Sono fratture che riguardano la presa russo cinese sul continente africano con l’espugnazione del Niger, unica roccaforte occidentale fino ad allora sopravvissuta, e con la formale acquisizione delle centrali nucleari del Sahel attraverso un intreccio neocolonialista che mette insieme le armi di Putin e i finanziamenti a usura del nuovo Mao cinese a vita. Sono fratture che si vanno a sovrapporre a quelle già prodotte dal secondo colonialismo francese e dal secondo colonialismo anglosassone. Sono fratture che la dicono lunga sulla bontà della intuizione strategica non predatoria del Piano Mattei, ma anche delle difficoltà che senza un approccio europeista compatto che coinvolga grandi e piccoli e privilegi la geografia ha concrete difficoltà di attuazione. Sono fratture che riguardano il conflitto interno ai musulmani.
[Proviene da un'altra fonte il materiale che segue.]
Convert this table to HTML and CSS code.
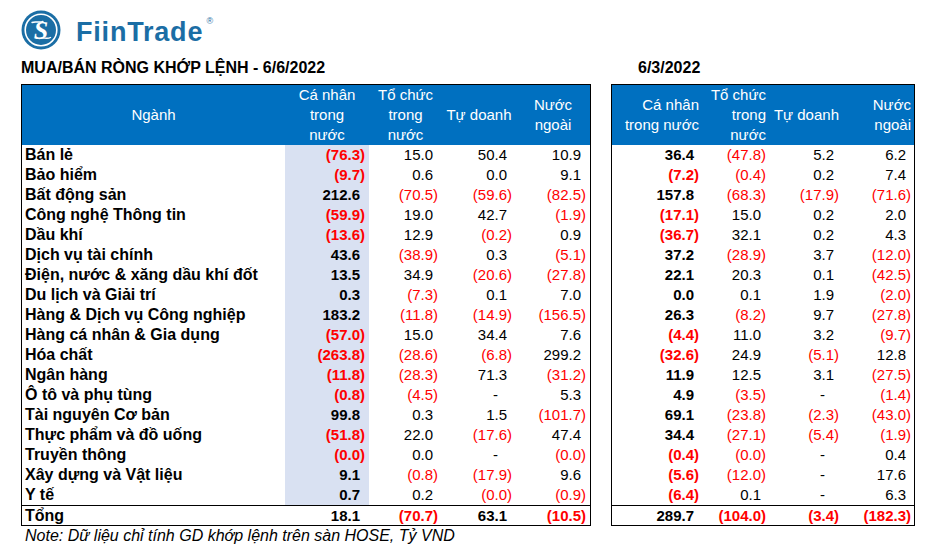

Sono fratture che riguardano le bombe dell’Iran sul Pakistan che si vogliono contenere dentro uno schema anti-israeliano, di per sé grave, ma che purtroppo vanno oltre e riguardano una frammentazione ormai troppo diffusa del conflitto. Esattamente come è avvenuto prima in Mar Rosso e poi come reazione nello Yemen. Tutto questo avviene perché i grandi giocatori vivono momenti complicati e il mondo non si è dotato preventivamente di una governance globale che permettesse di gestirli. Abbiamo l’elefante Trump che con il suo carico di voti e di processi riporta indietro le lancette degli Stati Uniti e comunque rinvia tutte le decisioni che contano perché la più grande democrazia del mondo entra fino al responso delle urne di novembre in un limbo di sospensione proprio mentre il mondo è sconvolto da ogni genere di conflitto e avrebbe bisogno di ritrovare un suo nuovo equilibrio.
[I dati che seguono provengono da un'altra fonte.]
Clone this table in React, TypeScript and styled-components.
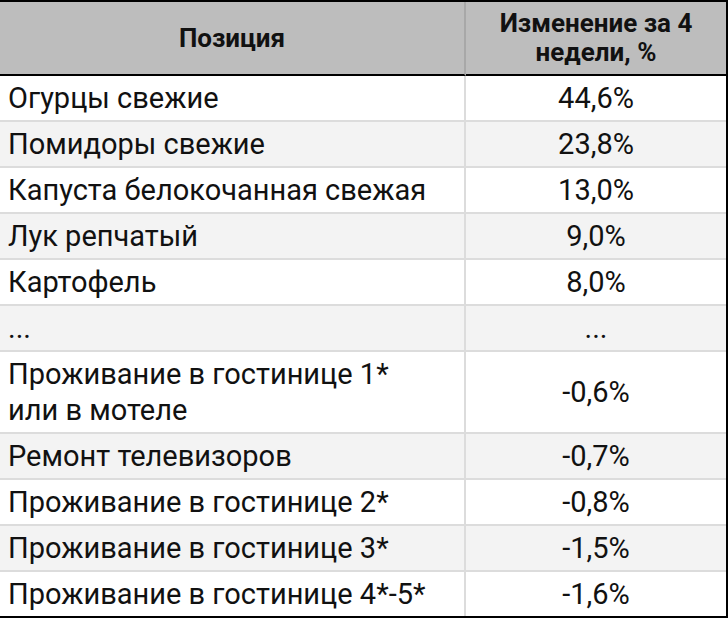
import React from 'react'
import styled, { createGlobalStyle } from 'styled-components'

const GlobalStyle = createGlobalStyle`
	html, body {
		margin: 0;
		padding: 0;
		background: #ffffff;
	}
	body {
		font-family: Roboto, 'Liberation Sans', Arial, sans-serif;
		color: #111111;
	}
`

type Row = {
	name: string
	change: string
}

const rows: Row[] = [
	{ name: 'Огурцы свежие', change: '44,6%' },
	{ name: 'Помидоры свежие', change: '23,8%' },
	{ name: 'Капуста белокочанная свежая', change: '13,0%' },
	{ name: 'Лук репчатый', change: '9,0%' },
	{ name: 'Картофель', change: '8,0%' },
	{ name: '...', change: '...' },
	{ name: 'Проживание в гостинице 1*\nили в мотеле', change: '-0,6%' },
	{ name: 'Ремонт телевизоров', change: '-0,7%' },
	{ name: 'Проживание в гостинице 2*', change: '-0,8%' },
	{ name: 'Проживание в гостинице 3*', change: '-1,5%' },
	{ name: 'Проживание в гостинице 4*-5*', change: '-1,6%' },
]

export default function App() {
	return (
		<>
			<GlobalStyle />
			<Table>
				<thead>
					<tr>
						<HeadCell>Позиция</HeadCell>
						<HeadCell>
							Изменение за 4
							<br />
							недели, %
						</HeadCell>
					</tr>
				</thead>
				<tbody>
					{rows.map((row, index) => (
						<BodyRow key={index} striped={index % 2 === 1} last={index === rows.length - 1}>
							<NameCell>{row.name}</NameCell>
							<ValueCell>{row.change}</ValueCell>
						</BodyRow>
					))}
				</tbody>
			</Table>
		</>
	)
}

const Table = styled.table`
	width: 728px;
	border-collapse: separate;
	border-spacing: 0;
	border-top: 2px solid #000;
	border-right: 2px solid #000;
	border-bottom: 2px solid #000;
	box-sizing: border-box;
	table-layout: fixed;
`

const HeadCell = styled.th`
	background: #bdbdbd;
	font-weight: 700;
	font-size: 26px;
	line-height: 29px;
	height: 74px;
	padding: 0 8px;
	box-sizing: border-box;
	text-align: center;
	vertical-align: middle;
	border-bottom: 2px solid #000;

	&:first-child {
		width: 466px;
		border-right: 2px solid #a8a8a8;
	}
`

const BodyRow = styled.tr<{ striped: boolean; last: boolean }>`
	background: ${props => (props.striped ? '#f3f3f3' : '#ffffff')};

	td {
		border-bottom: ${props => (props.last ? 'none' : '2px solid #dcdcdc')};
	}
`

const NameCell = styled.td`
	font-size: 29px;
	line-height: 36px;
	padding: 4px 8px;
	text-align: left;
	vertical-align: middle;
	white-space: pre-line;
	border-right: 2px solid #dcdcdc;
`

const ValueCell = styled.td`
	font-size: 29px;
	line-height: 36px;
	padding: 4px 8px;
	text-align: center;
	vertical-align: middle;
`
L’altro grande giocatore è la Cina che non è una democrazia e soffre la crisi storica delle sue esportazioni e la caduta della domanda interna e tutto ciò determina il blocco della crescita e l’aumento delle diseguaglianze che non è proprio ciò che serve per tenere unito un Continente esteso e popoloso dove la democrazia è un collante ancora sconosciuto. Tutte queste fratture del mondo che alimentano angosce diffuse e demoliscono le economie non aprono varchi di riflessione politica seria nella cabina di comando dell’Europa e vengono addirittura nascoste, mimetizzate, ridimensionate anche dal forum economico mondiale di Davos.
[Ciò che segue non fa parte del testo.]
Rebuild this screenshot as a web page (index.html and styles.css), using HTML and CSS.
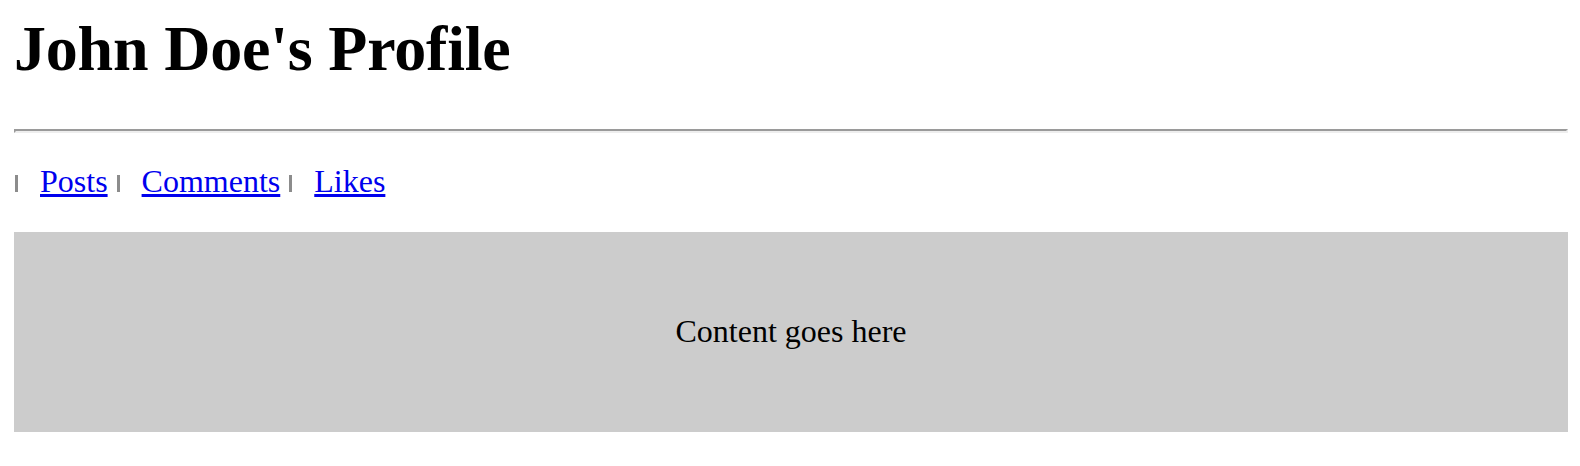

Che ha raggiunto quest’anno punte davvero surreali per il secondo livello dei personaggi coinvolti, ma soprattutto per le analisi staccate da un filo comune dove la presidente della Bce, Christine Lagarde, non molto stimata essenzialmente perché fa un lavoro che non è suo, può tranquillamente parlare di un 2024 di normalizzazione e di essere pronta a qualsiasi scenario americano senza alcuna argomentazione che segua una visione e un’azione coerenti da parte di chi ha nelle sue mani il governo della moneta europea. Non emergono guizzi dalla tolda di comando della Bce, anzi la solita confusione di messaggi, che contribuiscono a rendere Davos sempre più una passerella di capi di governo e di grandi capitani di imprese e banche che non sembrano cogliere il dato dominante della frammentazione mondiale che tutto cambia e ben altre consapevolezze e coerenze di comportamenti imporrebbe.
Emerge, oltre ogni decenza, la miopia di un’Europa che non si misura con il grande gioco politico frammentato che domina oggi la scena globale e che avrebbe nel Sud italiano, che si affaccia sul Mediterraneo, l’unico punto stabile possibile di riferimento per questo mondo senza una governance all’altezza delle sue divisioni e delle sue frammentazioni che moltiplicano giorno dopo giorno quelle già esistenti. Fare diventare il Mezzogiorno italiano un punto stabile di rifermento dell’Europa e del nuovo mondo è nelle cose perché è l’unica parte regolamentata e sicura dentro la grande polveriera dei quattro Mediterranei e è, allo stesso tempo, l’unica grande opportunità del nuovo possibile equilibrio mondiale. Perché quando tutti i punti di riferimento sono in movimento, chi è stabile fa da riferimento per gli altri. Quando tutti ballano, sta avanti chi ha il privilegio di restare fermo.